When bosses that are universally hated are cast on the ash heap, the grumbling of years, even decades, rushes out. Les Moonves: why was the the highest-paid executive among multimillionaire media executives? What did he bring that none of the other (mostly) men couldn't, to shareholders, to Sumner Redstone, to National Amusements, to the greater world (of entertainment)?
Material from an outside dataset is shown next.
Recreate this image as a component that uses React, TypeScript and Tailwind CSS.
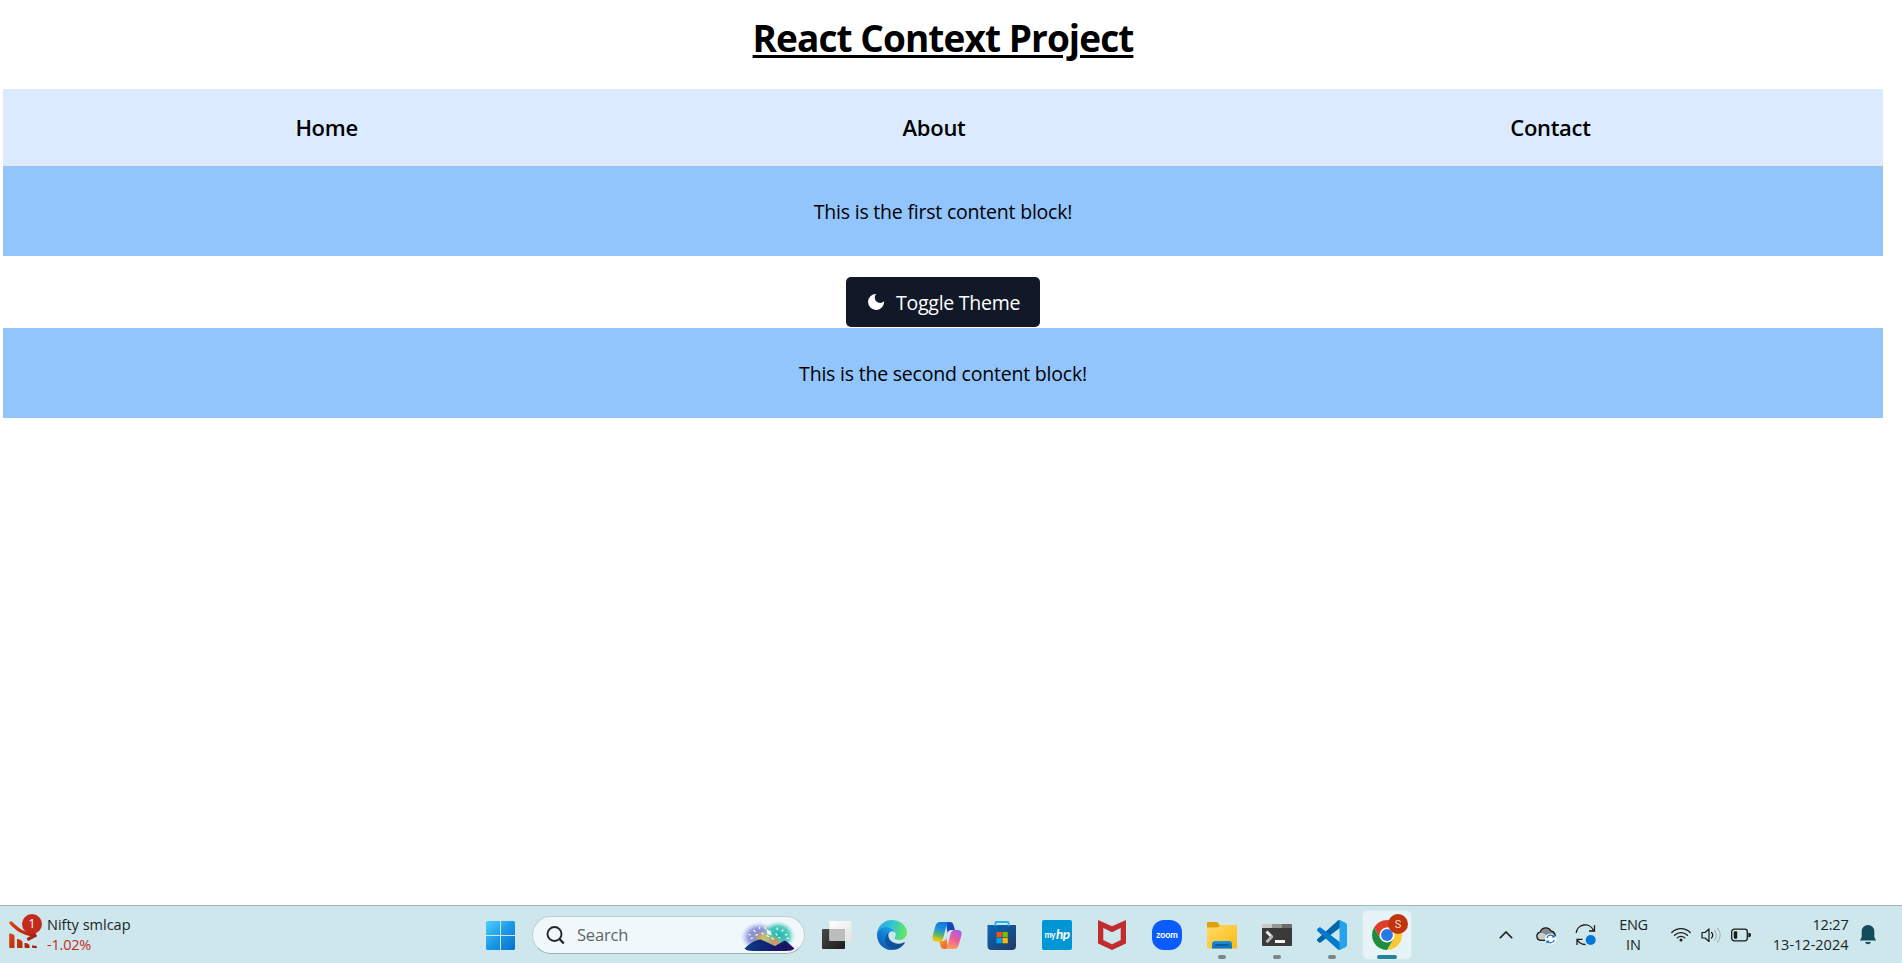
import type { ReactNode } from "react";

const NAV = ["Home", "About", "Contact"];

function ContentBlock({ children }: { children: ReactNode }) {
  return (
    <div className="flex h-[90px] items-center justify-center bg-[#93c5fd] pt-px text-[19.500px] leading-[30px] tracking-[-0.210px] text-black">
      {children}
    </div>
  );
}

function MoonIcon() {
  return (
    <svg width="16" height="16" viewBox="0 0 16 16">
      <path d="M8.200 0A8 8 0 1 0 16 7.300 5.300 5.300 0 0 1 8.200 0z" fill="currentColor" />
    </svg>
  );
}

function TrendIcon() {
  return (
    <svg width="30" height="32" viewBox="0 0 30 32">
      <defs>
        <linearGradient id="trend" x1="0" y1="0" x2="1" y2="0.6">
          <stop offset="0" stopColor="#e0420c" />
          <stop offset="1" stopColor="#a5240f" />
        </linearGradient>
      </defs>
      <path d="M2 4C9 11 14 14.500 25 16.300M19.500 20l6.500-3.500L23 11" fill="none" stroke="url(#trend)" strokeWidth="3.200" strokeLinecap="round" />
      <path d="M.2 14.500q2.800-.5 5.300 2V29H1.200q-1 0-1-1zM8 20q3-.5 5.500 2.500V29H9q-1 0-1-1zM15.500 24q3-.5 5 2V29h-4q-1 0-1-1zM23 26.500q3-.5 5 1V29h-4q-1 0-1-1z" fill="url(#trend)" />
    </svg>
  );
}

function StartIcon() {
  return (
    <svg width="29" height="29" viewBox="0 0 29 29">
      <defs>
        <linearGradient id="start" x1="0" y1="0" x2="1" y2="1">
          <stop offset="0" stopColor="#4fd0fb" />
          <stop offset="0.5" stopColor="#1b9ae6" />
          <stop offset="1" stopColor="#0670cf" />
        </linearGradient>
      </defs>
      <path d="M1 0h13v14H0V1zM15 0h13l1 1v13H15zM0 15h14v14H1l-1-1zM15 15h14v13l-1 1H15z" fill="url(#start)" />
    </svg>
  );
}

function SearchArt() {
  return (
    <svg width="56" height="34" viewBox="0 0 56 34">
      <defs>
        <radialGradient id="glowA">
          <stop offset="0" stopColor="#5f70d0" />
          <stop offset="0.6" stopColor="#858ad9" stopOpacity="0.85" />
          <stop offset="1" stopColor="#a9b3e6" stopOpacity="0" />
        </radialGradient>
        <radialGradient id="glowB">
          <stop offset="0" stopColor="#12b5ab" />
          <stop offset="0.65" stopColor="#35c4b6" stopOpacity="0.85" />
          <stop offset="1" stopColor="#8adfd2" stopOpacity="0" />
        </radialGradient>
        <radialGradient id="glowC">
          <stop offset="0" stopColor="#ff7a4a" />
          <stop offset="1" stopColor="#f0b860" stopOpacity="0" />
        </radialGradient>
        <radialGradient id="glowD">
          <stop offset="0" stopColor="#e6c04a" />
          <stop offset="1" stopColor="#e0c070" stopOpacity="0" />
        </radialGradient>
        <linearGradient id="hill" x1="0" y1="0" x2="1" y2="0">
          <stop offset="0" stopColor="#083f86" />
          <stop offset="0.6" stopColor="#17186c" />
          <stop offset="1" stopColor="#22105f" />
        </linearGradient>
      </defs>
      <ellipse cx="19" cy="19" rx="18" ry="15" fill="url(#glowA)" />
      <ellipse cx="38" cy="18" rx="17" ry="15" fill="url(#glowB)" />
      <ellipse cx="23" cy="20" rx="12" ry="8" fill="url(#glowD)" />
      <ellipse cx="34" cy="24" rx="9" ry="7" fill="url(#glowC)" />
      <path d="M4.500 30.500Q8 27 12 24.500q3-2 5.500-2.500 3-1.300 5 .3l12.500 5.700 8-4.500q2-1.500 3.500 0l8 7q-2 2.500-9 2.500H13q-6.500 0-8.500-2.500z" fill="url(#hill)" />
      <path d="M9 16.500l1.500.5M14 12.500l1 1M19.500 9.500v1.200M25 9l.4 1.500M11 20.500l1.500-.5M16 17l1.500-.4M27 12l1.500 2 2.500 2.500M32 20l1.500 1M37.500 10l-.5 1.500M43 12l-1 1M47 16.500l-1.500.3M48.500 20.500l-1.500-.4M40 20l-1-.6M27 17.500l1.500 1M36 16l1 1M22 15l1 1" fill="none" stroke="#fdf6e0" strokeWidth="1.300" strokeLinecap="round" />
      <circle cx="29" cy="14.500" r="2.200" fill="#fff" opacity=".75" />
    </svg>
  );
}

function TaskViewIcon() {
  return (
    <svg width="30" height="30" viewBox="0 0 30 30">
      <defs>
        <linearGradient id="tvDark" x1="0" y1="0" x2="1" y2="1">
          <stop offset="0" stopColor="#4a4a4a" />
          <stop offset="1" stopColor="#1c1c1c" />
        </linearGradient>
        <linearGradient id="tvLight" x1="0" y1="0" x2="1" y2="1">
          <stop offset="0" stopColor="#fff" />
          <stop offset="1" stopColor="#e2e2e2" />
        </linearGradient>
      </defs>
      <rect x="0" y="9" width="23" height="20" rx="1" fill="url(#tvDark)" />
      <rect x="7.500" y="1" width="22" height="20" rx="1" fill="url(#tvLight)" />
      <path d="M7.500 9H23v12H8.500q-1 0-1-1z" fill="#bdbdbd" />
    </svg>
  );
}

function EdgeIcon() {
  return (
    <svg width="30" height="30" viewBox="0 0 256 256">
      <defs>
        <linearGradient id="edgeA" x1="63" y1="178" x2="242" y2="178" gradientUnits="userSpaceOnUse">
          <stop offset="0" stopColor="#0c59a4" />
          <stop offset="1" stopColor="#114a8b" />
        </linearGradient>
        <linearGradient id="edgeB" x1="137" y1="101" x2="40" y2="220" gradientUnits="userSpaceOnUse">
          <stop offset="0" stopColor="#1b9de2" />
          <stop offset="0.5" stopColor="#0e7fd2" />
          <stop offset="1" stopColor="#0f62b8" />
        </linearGradient>
        <linearGradient id="edgeC" x1="10" y1="60" x2="250" y2="110" gradientUnits="userSpaceOnUse">
          <stop offset="0" stopColor="#2aa8e0" />
          <stop offset="0.45" stopColor="#32c4d4" />
          <stop offset="1" stopColor="#66e95a" />
        </linearGradient>
      </defs>
      <path d="M231 190.500c-3.400 1.800-6.900 3.400-10.500 4.700a101 101 0 0 1-35.800 6.400c-47.200 0-88.300-32.400-88.300-74.200a31.500 31.500 0 0 1 16.400-27.300c-42.700 1.800-53.700 46.300-53.700 72.400 0 73.900 68 81.400 82.700 81.400 7.900 0 19.800-2.300 27-4.600l1.300-.4a128.300 128.300 0 0 0 66.600-52.800 4 4 0 0 0-5.700-5.600z" fill="url(#edgeA)" />
      <path d="M105.700 241.400a79.200 79.200 0 0 1-22.700-21.300 80.700 80.700 0 0 1 29.800-120c3.100-1.500 8.400-4.100 15.500-4a32.400 32.400 0 0 1 25.700 13c-8-33-47-54-82-54C34 55.100 0 88 0 127.500a130 130 0 0 0 12.100 56 128 128 0 0 0 156.400 67.100 75.900 75.900 0 0 1-62.800-9.200z" fill="url(#edgeB)" />
      <path d="M152.300 148.900c-.9 1-3.400 2.500-3.400 5.600 0 2.600 1.700 5.200 4.800 7.300 14.400 10.100 41.700 8.700 41.800 8.700a59.800 59.800 0 0 0 30.300-8.400A61.400 61.400 0 0 0 256 109.300c.3-22.400-8-37.300-11.300-43.900C223.500 23.900 177.700 0 128 0A128 128 0 0 0 0 126.200c.5-36.500 36.800-66 80-66 3.500 0 23.500.3 42 10a72.600 72.600 0 0 1 30.900 29.300c6.100 10.600 7.200 24.100 7.200 29.500s-2.700 13.300-7.800 19.900z" fill="url(#edgeC)" />
    </svg>
  );
}

function CopilotIcon() {
  return (
    <svg width="30" height="29" viewBox="0 0 32 29" preserveAspectRatio="none">
      <defs>
        <linearGradient id="cpA" x1="0.500" y1="0" x2="0.300" y2="1">
          <stop offset="0" stopColor="#0a78e0" />
          <stop offset="0.4" stopColor="#2396d8" />
          <stop offset="0.65" stopColor="#58b665" />
          <stop offset="0.95" stopColor="#f0c808" />
        </linearGradient>
        <linearGradient id="cpB" x1="0.700" y1="0" x2="0.300" y2="1">
          <stop offset="0" stopColor="#a95cf0" />
          <stop offset="0.45" stopColor="#ee5a9c" />
          <stop offset="1" stopColor="#ffa353" />
        </linearGradient>
        <linearGradient id="cpC" x1="0" y1="0" x2="1" y2="1">
          <stop offset="0" stopColor="#0d50c8" />
          <stop offset="1" stopColor="#1b3fa8" />
        </linearGradient>
        <linearGradient id="cpD" x1="0" y1="0" x2="1" y2="1">
          <stop offset="0" stopColor="#f7b21c" />
          <stop offset="1" stopColor="#ee4f4a" />
        </linearGradient>
      </defs>
      <path d="M15 1h4.500q2.500 0 3.300 2.500L24.500 9H20q-2.500 0-3.500 3z" fill="url(#cpC)" />
      <path d="M17 28h-4.500q-2.500 0-3.300-2.500L7.500 20H12q2.500 0 3.500-3z" fill="url(#cpD)" />
      <path d="M8.500 1H18q-1.700.7-2.500 3.500L12 17q-.9 3.400-4 3.400H4.500q-5 0-3.800-5.400L3.600 5Q5 1 8.500 1z" fill="url(#cpA)" />
      <path d="M23.500 28H14q1.700-.7 2.500-3.500L20 12.500Q20.900 9 24 9h3.500q5 0 3.800 5.400L28.400 24Q27 28 23.500 28z" fill="url(#cpB)" />
    </svg>
  );
}

function StoreIcon() {
  return (
    <svg width="30" height="30" viewBox="0 0 30 30">
      <defs>
        <linearGradient id="store" x1="0" y1="0" x2="1" y2="1">
          <stop offset="0" stopColor="#0669bd" />
          <stop offset="1" stopColor="#26375f" />
        </linearGradient>
      </defs>
      <path d="M1 5h27.500q.5 0 .5.500V26q0 4-4 4H4.500q-4 0-4-4V5.500q0-.5.500-.5z" fill="url(#store)" />
      <path d="M8.500 6V2.800q0-.8.800-.8h11.400q.8 0 .8.800V6" fill="none" stroke="#1fb4ee" strokeWidth="1.800" />
      <path d="M9.500 12h5.300v5.300H9.500z" fill="#f25022" />
      <path d="M15.500 12h5.300v5.300h-5.300z" fill="#7fba00" />
      <path d="M9.500 18h5.300v5.300H9.500z" fill="#00a4ef" />
      <path d="M15.500 18h5.300v5.300h-5.300z" fill="#ffb900" />
    </svg>
  );
}

function MyHpIcon() {
  return (
    <div className="flex size-[30px] items-center justify-center rounded-[2px] bg-[#0096d6] font-['Lato'] leading-none text-white">
      <span className="text-[8.500px] font-bold tracking-[-0.500px]">my</span>
      <span className="-mt-px ml-px text-[13.500px] font-bold italic tracking-[-0.600px]">hp</span>
    </div>
  );
}

function McAfeeIcon() {
  return (
    <svg width="28" height="30" viewBox="0 0 28 30">
      <path d="M0 0 14 6.300 28 0V23.500L14 30 0 23.500zM5.300 8V20L14 24.200 22.700 20V8L14 12.200z" fill="#c12c30" fillRule="evenodd" />
    </svg>
  );
}

function ZoomIcon() {
  return (
    <div className="flex size-[30px] items-center justify-center rounded-[12px] bg-[#0b5cff] pb-[2px] font-['Lato'] text-[9px] font-bold leading-none tracking-[-0.1px] text-white">
      zoom
    </div>
  );
}

function FolderIcon() {
  return (
    <svg width="30" height="30" viewBox="0 0 30 30">
      <defs>
        <linearGradient id="folder" x1="0" y1="0" x2="1" y2="1">
          <stop offset="0" stopColor="#ffdc68" />
          <stop offset="1" stopColor="#fdb813" />
        </linearGradient>
        <linearGradient id="folderTab" x1="0" y1="0" x2="0" y2="1">
          <stop offset="0" stopColor="#1e94dc" />
          <stop offset="1" stopColor="#0b6cc0" />
        </linearGradient>
      </defs>
      <path d="M0 3q0-1 1-1h8.500q.8 0 1.300.6L12.500 5H29q1 0 1 1v4H0z" fill="#e0a008" />
      <path d="M0 7.500h9.500q1 0 1.800-.7L12.500 6 13.500 5H29q1 0 1 1v21.500q0 1-1 1H1q-1 0-1-1z" fill="url(#folder)" />
      <path d="M5 28.500V24q0-3 3-3h14q3 0 3 3v4.500z" fill="url(#folderTab)" />
      <path d="M8.500 24.800h13" stroke="#0a4a86" strokeWidth="1.200" strokeLinecap="round" />
    </svg>
  );
}

function TerminalIcon() {
  return (
    <svg width="30" height="30" viewBox="0 0 30 30">
      <path d="M0 8h30v17q0 1-1 1H1q-1 0-1-1z" fill="#3a3a3a" />
      <path d="M1 4h9v4H0V5q0-1 1-1z" fill="#c8c8c8" />
      <path d="M10 4h10v4H10z" fill="#969696" />
      <path d="M20 4h9q1 0 1 1v3H20z" fill="#6c6c6c" />
      <path d="m4.500 11.500 5.500 5.500" stroke="#e8e8e8" strokeWidth="3" fill="none" />
      <path d="m10.500 16-6 6.200" stroke="#b5b5b5" strokeWidth="3" fill="none" />
      <path d="M13 20h10v3H13z" fill="#f5f5f5" />
    </svg>
  );
}

function VsCodeIcon() {
  return (
    <svg width="30" height="30" viewBox="0 0 100 100">
      <path d="M96.500 10.800 75.900.9a6.200 6.200 0 0 0-7.100 1.200L1.300 63.600a4.200 4.200 0 0 0 0 6.100l5.500 5a4.200 4.200 0 0 0 5.300.3L93.300 13.400c2.700-2.100 6.600-.1 6.600 3.300v-.3a6.200 6.200 0 0 0-3.400-5.600z" fill="#0065a9" />
      <path d="M96.500 89.200 75.900 99.100a6.200 6.200 0 0 1-7.100-1.200L1.300 36.400a4.200 4.200 0 0 1 0-6.100l5.500-5a4.200 4.200 0 0 1 5.300-.3l81.200 61.600c2.700 2.100 6.600.1 6.600-3.300v.3a6.200 6.200 0 0 1-3.400 5.600z" fill="#007acc" />
      <path d="M75.900 99.100a6.200 6.200 0 0 1-7.100-1.200c2.300 2.300 6.200.7 6.200-2.600V4.700c0-3.300-3.900-4.900-6.200-2.600A6.200 6.200 0 0 1 75.900.9l20.600 9.900a6.300 6.300 0 0 1 3.500 5.600v67.200a6.300 6.300 0 0 1-3.500 5.600z" fill="#24a4ee" />
    </svg>
  );
}

function ChromeIcon() {
  return (
    <svg width="30" height="30" viewBox="0 0 48 48">
      <path d="M24 12H44.780A24 24 0 0 0 3.220 12L13.610 30z" fill="#e33b2e" />
      <path d="M34.390 30 24 48A24 24 0 0 0 44.780 12H24z" fill="#fcc934" />
      <path d="M13.610 30 3.220 12A24 24 0 0 0 24 48L34.390 30z" fill="#1e8e3e" />
      <circle cx="24" cy="24" r="12" fill="#fff" />
      <circle cx="24" cy="24" r="9.500" fill="#2a78e6" />
    </svg>
  );
}

type TaskbarApp = { name: string; icon: ReactNode; state?: "open" | "active" };

const APPS: TaskbarApp[] = [
  { name: "task-view", icon: <TaskViewIcon /> },
  { name: "edge", icon: <EdgeIcon /> },
  { name: "copilot", icon: <CopilotIcon /> },
  { name: "store", icon: <StoreIcon /> },
  { name: "myhp", icon: <MyHpIcon /> },
  { name: "mcafee", icon: <McAfeeIcon /> },
  { name: "zoom", icon: <ZoomIcon /> },
  { name: "files", icon: <FolderIcon />, state: "open" },
  { name: "terminal", icon: <TerminalIcon />, state: "open" },
  { name: "vscode", icon: <VsCodeIcon />, state: "open" },
  { name: "chrome", icon: <ChromeIcon />, state: "active" },
];

function AppButton({ app }: { app: TaskbarApp }) {
  const active = app.state === "active";
  return (
    <div className="flex w-[55px] shrink-0 justify-center">
      <div
        className={
          active
            ? "relative flex h-[48px] w-[48px] items-center justify-center rounded-[5px] bg-[#e6f3f7] shadow-[0_0_0_1px_rgba(255,255,255,0.2)]"
            : "relative flex h-[48px] w-[48px] items-center justify-center"
        }
      >
        {app.icon}
        {active && (
          <span className="absolute top-[3px] left-[25px] flex size-5 items-center justify-center rounded-full bg-[#bf360c] font-['Roboto'] text-[11px] leading-none text-[#f3d9cf]">
            S
          </span>
        )}
        {app.state === "open" && <span className="absolute bottom-0 left-5 h-1 w-2 rounded-full bg-[#7a8688]" />}
        {active && <span className="absolute bottom-0 left-[14px] h-1 w-5 rounded-full bg-[#24849a]" />}
      </div>
    </div>
  );
}

function Tray() {
  return (
    <div className="flex flex-1 items-center pl-[71px] text-[#1b2426]">
      <div className="flex w-10 justify-center">
        <svg width="14" height="8" viewBox="0 0 14 8" fill="none" stroke="#1b1b1b" strokeWidth="1.600">
          <path d="M.8 7.200 7 1l6.200 6.200" />
        </svg>
      </div>
      <div className="flex w-10 justify-center">
        <svg width="20" height="20" viewBox="0 0 20 20">
          <path d="M4.500 15.200a4 4 0 0 1-.3-7.900A5.800 5.800 0 0 1 15 6a4.600 4.600 0 0 1 3.700 6.500q-1 2.700-4.200 2.700z" fill="#85898b" stroke="#1e1e1e" strokeWidth="1.400" />
          <path d="M4.700 14.500a3.400 3.400 0 0 1-.3-6.700q2.500-.6 4.600 1.400L16 14.500z" fill="#c9cccd" />
          <circle cx="14.600" cy="14" r="5.600" fill="#fff" />
          <path d="M10.800 13.100a4 4 0 0 1 7-1.500M18.400 14.800a4 4 0 0 1-7 1.600M18.200 9.700v2.300h-2.300M11 18.300V16h2.300" fill="none" stroke="#0c6bc4" strokeWidth="1.200" />
        </svg>
      </div>
      <div className="flex w-10 justify-center pt-px">
        <svg width="21" height="22" viewBox="0 0 21 22" fill="none" stroke="#1b1b1b" strokeWidth="1.300">
          <path d="M1.200 9a9 9 0 0 1 17.200-2.700M19.500 1.300V7H14M10.500 20.500a9 9 0 0 1-8.300-5M2 21v-5.700h5.500" />
          <circle cx="15.700" cy="16" r="5" fill="#0078d7" stroke="none" />
        </svg>
      </div>
      <div className="w-14 pt-px text-center text-[14.500px] leading-5">
        <div className="tracking-[-0.3px]">ENG</div>
        <div>IN</div>
      </div>
      <div className="ml-1 flex w-[30px] justify-center">
        <svg width="20" height="15" viewBox="0 0 20 15" fill="none" stroke="#1b1b1b" strokeWidth="1.300" strokeLinecap="round">
          <path d="M.8 5.500a13 13 0 0 1 18.400 0M3.600 8.300a9 9 0 0 1 12.800 0M6.300 10.900a5.300 5.300 0 0 1 7.400 0" />
          <circle cx="10" cy="13" r="1.500" fill="#1b1b1b" stroke="none" />
        </svg>
      </div>
      <div className="flex w-[30px] justify-center">
        <svg width="20" height="16" viewBox="0 0 20 16" fill="none" strokeWidth="1.200" strokeLinecap="round">
          <path d="M1 5.500h3L8 2v12.500L4 11H1z" stroke="#1b1b1b" strokeLinejoin="round" />
          <path d="M10.500 5.500a4 4 0 0 1 0 5.500" stroke="#1b1b1b" />
          <path d="M13.500 3.500a7 7 0 0 1 0 9.500M16.500 1.200a10.500 10.500 0 0 1 0 14" stroke="#a2b5b9" />
        </svg>
      </div>
      <div className="flex w-[30px] justify-center">
        <svg width="20" height="14" viewBox="0 0 20 14">
          <rect x=".7" y="1.200" width="15.600" height="11.600" rx="2.500" fill="none" stroke="#1b1b1b" strokeWidth="1.300" />
          <rect x="2.800" y="3.300" width="3.400" height="7.400" rx="1" fill="#1b1b1b" />
          <path d="M17.300 4.700q2.700 0 2.700 2.300t-2.700 2.300z" fill="#1b1b1b" />
        </svg>
      </div>
      <div className="w-[93px] text-right text-[14.500px] leading-5 whitespace-nowrap">
        <div className="tracking-[-0.2px]">12:27</div>
        <div>13-12-2024</div>
      </div>
      <svg className="mt-px ml-[11px]" width="16" height="20" viewBox="0 0 16 20">
        <path d="M8 0a6.300 6.300 0 0 1 6.300 6.300V12L16 15.500H0L1.700 12V6.300A6.300 6.300 0 0 1 8 0zM5 17h6q-.8 2.300-3 2.300T5 17z" fill="#124b5c" />
      </svg>
    </div>
  );
}

function Taskbar() {
  return (
    <footer className="flex h-[58px] items-stretch border-t border-[#a6b5bb] bg-[#cee7ec]">
      <div className="flex w-[473px] shrink-0 items-center pl-[9px]">
        <div className="relative">
          <TrendIcon />
          <span className="absolute -top-[5px] left-[13px] flex size-5 items-center justify-center rounded-full bg-[#c42b1c] text-[13px] leading-none text-white">
            1
          </span>
        </div>
        <div className="ml-2 text-[14.500px] leading-5 text-[#1b2426]">
          <div>Nifty smlcap</div>
          <div className="tracking-[-0.200px] text-[#c42b1c]">-1.02%</div>
        </div>
      </div>
      <div className="flex w-[55px] shrink-0 items-center justify-center pt-px">
        <StartIcon />
      </div>
      <div className="flex items-center pt-px">
        <div className="mr-[5px] ml-1 flex h-[38px] w-[272.500px] items-center rounded-full border border-[#bcd0d6] border-b-[#9fb0b6] bg-[#f0f8fb] pr-2 pl-[13px]">
          <svg width="19" height="20" viewBox="0 0 19 20" fill="none" stroke="#262626" strokeWidth="1.900">
            <circle cx="8.500" cy="9" r="7" />
            <path d="m13.300 13.700 4.500 4.800" strokeWidth="2.400" />
          </svg>
          <span className="ml-3 text-[16.500px] leading-5 tracking-[-0.200px] text-[#5c6466]">Search</span>
          <span className="ml-auto">
            <SearchArt />
          </span>
        </div>
      </div>
      <div className="flex items-center pt-px">
        {APPS.map((app) => (
          <AppButton key={app.name} app={app} />
        ))}
      </div>
      <Tray />
    </footer>
  );
}

export default function App() {
  return (
    <div className="flex h-[963px] w-[1902px] flex-col overflow-hidden bg-white font-['Open_Sans','Noto_Sans',sans-serif]">
      <main className="flex-1 pr-[19px] pl-[3px]">
        <h1 className="flex h-[89px] justify-center pt-[13px] text-[37px] leading-[50px] font-bold tracking-[-0.930px] text-black">
          <span className="underline decoration-[3px] underline-offset-[3px]">React Context Project</span>
        </h1>
        <nav className="flex h-[77px] items-center justify-around border-b-2 border-[#e5e7eb] bg-[#dbeafe] px-5 text-[22px] leading-7 font-semibold tracking-[-0.300px] text-black">
          {NAV.map((item) => (
            <a key={item}>{item}</a>
          ))}
        </nav>
        <ContentBlock>
          <span>This is the first content block!</span>
        </ContentBlock>
        <div className="flex h-[72px] justify-center pt-[21px]">
          <button className="flex h-[50px] w-[194px] items-center rounded-[5px] bg-[#111827] pl-[22px] text-[19.500px] tracking-[-0.250px] text-white">
            <MoonIcon />
            <span className="ml-3 pt-px whitespace-nowrap">Toggle Theme</span>
          </button>
        </div>
        <ContentBlock>
          <span>This is the second content block!</span>
        </ContentBlock>
      </main>
      <Taskbar />
    </div>
  );
}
Virginia Heffernan busts out her long-held repugnance for the disgraced Moonves in the LA Times. (link) "What was Moonves’ job again? Shepherding Ray Romano vehicles into 22-minute time slots? Pushing middlebrow comedies and political candidates that even he despised onto mass audiences? Why did grownups — such as the CBS board and the journalists at that long-ago news conference — believe Moonves was so mighty that he deserved deference, genuflection and truckling? And possibly even, to some degree, women’s submission to his harassment and abuse?"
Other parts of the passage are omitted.